My first question: how many java developers are aware of this (problem)? How many real world java applications are really following this, AND is this really a real problem? I have a feeling that 99% of the implemented JVMs out there are not that \"evil\", i.e. a thread is not guaranteed (in fact its practical (almost) \"impossible\") to see stale data just because the reference is not following the \"safe publication idiom\" above.
回答1:
Proportionally, it's probably fair to say that very few programmers sufficiently understand synchronization and concurrency. Who knows how many server applications there are out there right now managing financial transactions, medical records, police records, telephony etc etc that are full of synchronization bugs and essentially work by accident, or very very occasionally fail (never heard of anybody get a phantom phone call added to their telephone bill?) for reasons that are never really looked into or gotten to the bottom of.
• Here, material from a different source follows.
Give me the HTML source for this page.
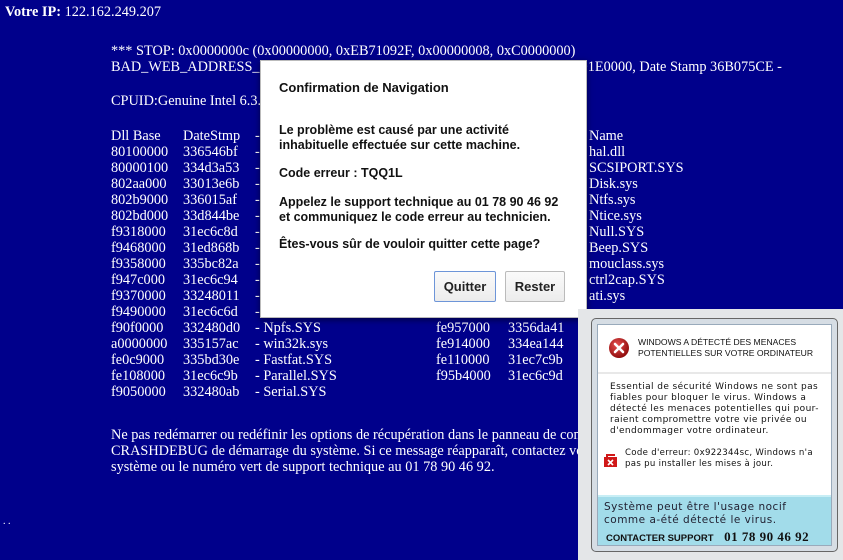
<!DOCTYPE html>
<html><head><meta charset="utf-8"><style>
*{margin:0;padding:0;box-sizing:border-box}
body{width:843px;height:560px;overflow:hidden;background:#00008b;color:#fff;font-family:"Liberation Serif",serif;font-size:14.3px;position:relative}
.ip{position:absolute;left:5px;top:4px;font-size:14.3px}
.t{position:absolute;left:111px;line-height:16px;white-space:pre}
.row{position:absolute;height:16px;line-height:16px;white-space:nowrap}
.c{position:absolute}
.dlg{position:absolute;left:260px;top:60px;width:327px;height:258px;background:#fff;border:1px solid #bbb;box-shadow:0 2px 6px rgba(0,0,0,.5);color:#111;font-family:"Liberation Sans",sans-serif;font-size:12.5px;font-weight:bold}
.dlg p{position:absolute;left:18px;line-height:15px;white-space:nowrap}
.btn{position:absolute;top:210px;height:31px;border:1px solid #bbb;background:linear-gradient(#fafafa,#ececec);text-align:center;line-height:29px;font-size:13px;border-radius:2px;color:#222}
.pop{position:absolute;left:578px;top:309px;width:265px;height:251px;background:#e4e6e8}
.win{position:absolute;left:13px;top:9px;width:247px;height:234px;border:1px solid #666;border-radius:5px;background:#d6dde4;padding:5px}
.inner{position:absolute;left:5px;top:5px;right:5px;bottom:5px;background:#fff;border:1px solid #9ab}
.pop .s{font-family:"DejaVu Sans",sans-serif;font-size:9px;letter-spacing:.4px;color:#111;position:absolute;line-height:11px;white-space:nowrap}
</style></head><body>
<div class="ip"><b>Votre IP:</b> 122.162.249.207</div>
<div class="t" style="top:43px">*** STOP: 0x0000000c (0x00000000, 0xEB71092F, 0x00000008, 0xC0000000)
BAD_WEB_ADDRESS_DETECTED_Windows 7 Address 8D1E4F7A base at 8D1E0000, Date Stamp 36B075CE -</div>
<div class="t" style="top:93px">CPUID:Genuine Intel 6.3.1 irql:1f SYSVER 0xf0000565</div>

<div class="t" style="top:427px">Ne pas redémarrer ou redéfinir les options de récupération dans le panneau de configuration
CRASHDEBUG de démarrage du système. Si ce message réapparaît, contactez votre administrateur
système ou le numéro vert de support technique au 01 78 90 46 92.</div>
<div style="position:absolute;left:3px;top:516px;font-size:10px">. .</div>

<div class="row" style="top:128px;left:111px"><span class="c" style="left:0">Dll Base</span><span class="c" style="left:72px">DateStmp</span><span class="c" style="left:144px">- Name</span><span class="c" style="left:325px">Dll Base</span><span class="c" style="left:397px">DateStmp</span><span class="c" style="left:478px">Name</span></div>
<div class="row" style="top:144px;left:111px"><span class="c">80100000</span><span class="c" style="left:72px">336546bf</span><span class="c" style="left:144px">- ntoskrnl.exe</span><span class="c" style="left:478px">hal.dll</span></div>
<div class="row" style="top:160px;left:111px"><span class="c">80000100</span><span class="c" style="left:72px">334d3a53</span><span class="c" style="left:144px">-</span><span class="c" style="left:478px">SCSIPORT.SYS</span></div>
<div class="row" style="top:176px;left:111px"><span class="c">802aa000</span><span class="c" style="left:72px">33013e6b</span><span class="c" style="left:144px">-</span><span class="c" style="left:478px">Disk.sys</span></div>
<div class="row" style="top:192px;left:111px"><span class="c">802b9000</span><span class="c" style="left:72px">336015af</span><span class="c" style="left:144px">-</span><span class="c" style="left:478px">Ntfs.sys</span></div>
<div class="row" style="top:208px;left:111px"><span class="c">802bd000</span><span class="c" style="left:72px">33d844be</span><span class="c" style="left:144px">-</span><span class="c" style="left:478px">Ntice.sys</span></div>
<div class="row" style="top:224px;left:111px"><span class="c">f9318000</span><span class="c" style="left:72px">31ec6c8d</span><span class="c" style="left:144px">-</span><span class="c" style="left:478px">Null.SYS</span></div>
<div class="row" style="top:240px;left:111px"><span class="c">f9468000</span><span class="c" style="left:72px">31ed868b</span><span class="c" style="left:144px">-</span><span class="c" style="left:478px">Beep.SYS</span></div>
<div class="row" style="top:256px;left:111px"><span class="c">f9358000</span><span class="c" style="left:72px">335bc82a</span><span class="c" style="left:144px">-</span><span class="c" style="left:478px">mouclass.sys</span></div>
<div class="row" style="top:272px;left:111px"><span class="c">f947c000</span><span class="c" style="left:72px">31ec6c94</span><span class="c" style="left:144px">-</span><span class="c" style="left:478px">ctrl2cap.SYS</span></div>
<div class="row" style="top:288px;left:111px"><span class="c">f9370000</span><span class="c" style="left:72px">33248011</span><span class="c" style="left:144px">-</span><span class="c" style="left:478px">ati.sys</span></div>
<div class="row" style="top:304px;left:111px"><span class="c">f9490000</span><span class="c" style="left:72px">31ec6c6d</span><span class="c" style="left:144px">-</span></div>
<div class="row" style="top:320px;left:111px"><span class="c">f90f0000</span><span class="c" style="left:72px">332480d0</span><span class="c" style="left:144px">- Npfs.SYS</span><span class="c" style="left:325px">fe957000</span><span class="c" style="left:397px">3356da41</span></div>
<div class="row" style="top:336px;left:111px"><span class="c">a0000000</span><span class="c" style="left:72px">335157ac</span><span class="c" style="left:144px">- win32k.sys</span><span class="c" style="left:325px">fe914000</span><span class="c" style="left:397px">334ea144</span></div>
<div class="row" style="top:352px;left:111px"><span class="c">fe0c9000</span><span class="c" style="left:72px">335bd30e</span><span class="c" style="left:144px">- Fastfat.SYS</span><span class="c" style="left:325px">fe110000</span><span class="c" style="left:397px">31ec7c9b</span></div>
<div class="row" style="top:368px;left:111px"><span class="c">fe108000</span><span class="c" style="left:72px">31ec6c9b</span><span class="c" style="left:144px">- Parallel.SYS</span><span class="c" style="left:325px">f95b4000</span><span class="c" style="left:397px">31ec6c9d</span></div>
<div class="row" style="top:384px;left:111px"><span class="c">f9050000</span><span class="c" style="left:72px">332480ab</span><span class="c" style="left:144px">- Serial.SYS</span></div>

<div class="dlg">
<p style="top:19px;font-size:13px">Confirmation de Navigation</p>
<p style="top:62px">Le problème est causé par une activité<br>inhabituelle effectuée sur cette machine.</p>
<p style="top:105px">Code erreur : TQQ1L</p>
<p style="top:134px">Appelez le support technique au 01 78 90 46 92<br>et communiquez le code erreur au technicien.</p>
<p style="top:176px">Êtes-vous sûr de vouloir quitter cette page?</p>
<div class="btn" style="left:173px;width:62px;border-color:#6d95d8">Quitter</div>
<div class="btn" style="left:244px;width:60px">Rester</div>
</div>

<div class="pop"><div class="win"><div class="inner">
<svg style="position:absolute;left:10px;top:12px" width="22" height="22"><defs><radialGradient id="g" cx=".4" cy=".35" r=".7"><stop offset="0" stop-color="#e85050"/><stop offset="1" stop-color="#8a0808"/></radialGradient></defs><circle cx="11" cy="11" r="10" fill="url(#g)"/><path d="M7 7L15 15M15 7L7 15" stroke="#fff" stroke-width="2.6" stroke-linecap="round"/></svg>
<div class="s" style="left:40px;top:12px;letter-spacing:0;font-family:'Liberation Sans',sans-serif;font-size:8.6px;line-height:11px">WINDOWS A DÉTECTÉ DES MENACES<br>POTENTIELLES SUR VOTRE ORDINATEUR</div>
<div style="position:absolute;left:0;right:0;top:47px;height:2px;background:#e8e8e8"></div>
<div class="s" style="left:12px;top:57px">Essential de sécurité Windows ne sont pas<br>fiables pour bloquer le virus. Windows a<br>détecté les menaces potentielles qui pour-<br>raient compromettre votre vie privée ou<br>d'endommager votre ordinateur.</div>
<svg style="position:absolute;left:5px;top:127px" width="16" height="16"><rect x="1" y="5" width="13" height="10" fill="#d01818"/><path d="M4 5V3h8" stroke="#d01818" stroke-width="2" fill="none"/><path d="M5 8l5 5M10 8l-5 5" stroke="#fff" stroke-width="1.6"/></svg>
<div class="s" style="left:27px;top:123px;font-size:8.6px;letter-spacing:.3px">Code d'erreur: 0x922344sc, Windows n'a<br>pas pu installer les mises à jour.</div>
<div style="position:absolute;left:0;right:0;bottom:0;height:50px;background:#a2dcea;border-top:2px solid #c8eef5">
<div class="s" style="left:6px;top:4px;font-size:10.5px;line-height:13px;letter-spacing:.5px;color:#223">Système peut être l'usage nocif<br>comme a-été détecté le virus.</div>
<div style="position:absolute;left:8px;top:32px;font-family:'Liberation Sans',sans-serif;font-size:9.5px;font-weight:bold;color:#111;white-space:nowrap">CONTACTER SUPPORT <span style="font-family:'Liberation Serif',serif;font-size:13px;margin-left:8px;letter-spacing:.5px">01 78 90 46 92</span></div>
</div>
</div></div></div>
</body></html>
Object publication is a particular problem because it's often overlooked, and it's a place where it's quite reasonable for compilers to make optimisations that could result in unexpected behaviour if you don't know about it: in the JIT-compiled code, storing a pointer, then incrementing it and storing the data is a very reasonable thing to do. You might think it's "evil", but at a low level, it's really how you'd expect the JVM spec to be. (Incidentally, I've heard of real-life programs running in JRockit suffering from this problem-- it's not purely theoretical.)
If you know that your application has synchronization bugs but isn't misbehaving in your current JVM on your current hardware, then (a) congratulations; and (b), now is the time to start "walking calmly towards the fire exit", fixing your code and educating your programmers before you need to upgrade too many components.
回答2:
"is this really a real problem?"
Yes absolutely. Even the most trivial web application has to confront issues surrounding concurrency. Servlets are accessed by multiple threads, for example.
The other issue is that threading and concurrency is very hard to handle correctly. It is almost too hard. That is why we are seeing trends emerge like transactional memory, and languages like Clojure that hopefully make concurrency easier to deal with. But we have a ways to go before these become main stream. Thus we have to do the best with what we have. Reading JCiP is a very good start.
回答3:
Firstly "safe publication" is not really an idiom (IMO). It comes straight from the language.
There have been cases of problems with unsafe publication, with use of NIO for instance.
Most Java code is very badly written. Threaded code is obviously more difficult than average line-of-business code.
回答4:
It's not a matter of being "evil". It is a real problem, and will become much more apparent with the rise of multicore architectures in the coming years. I have seen very real production bugs due to improper synchronization. And to answer your other question, I would say that very few programmers are aware of the issue, even among otherwise "good" developers.
回答5:
I would say very few programmers are away of this issue. When was the last code example you have seen that used the volatile keyword? However, most of the other conditioned mentioned - I just took for granted as best practices.
If a developer completely neglects those conditions, they will quickly encounter multi-threading errors.
回答6:
My experience (short-terming and consulting in lots of different kinds of environments Most applications I've seen) agrees with this intuition - I've never seen an entire system clearly architected to manage this problem carefully (well, I've also almost never seen an entire system clearly architected) . I've worked with very, very few developers with a good knowledge of threading issues.
Especially with web apps, you can often get away with this, or at least seem to get away with it. If you have spring-based instantiations managing your object creation and stateless servlets, you can often pretend that there's no such thing as synchronization, and this is sort where lots of applications end up. Eventually someone starts putting some shared state where it doesn't belong and 3 months later someone notices some wierd intermittent errors. This is often "good enough" for many people (as long as you're not writing banking transactions).
How many java developer are aware of this problem? Hard to say, as it depends heavily on where you work.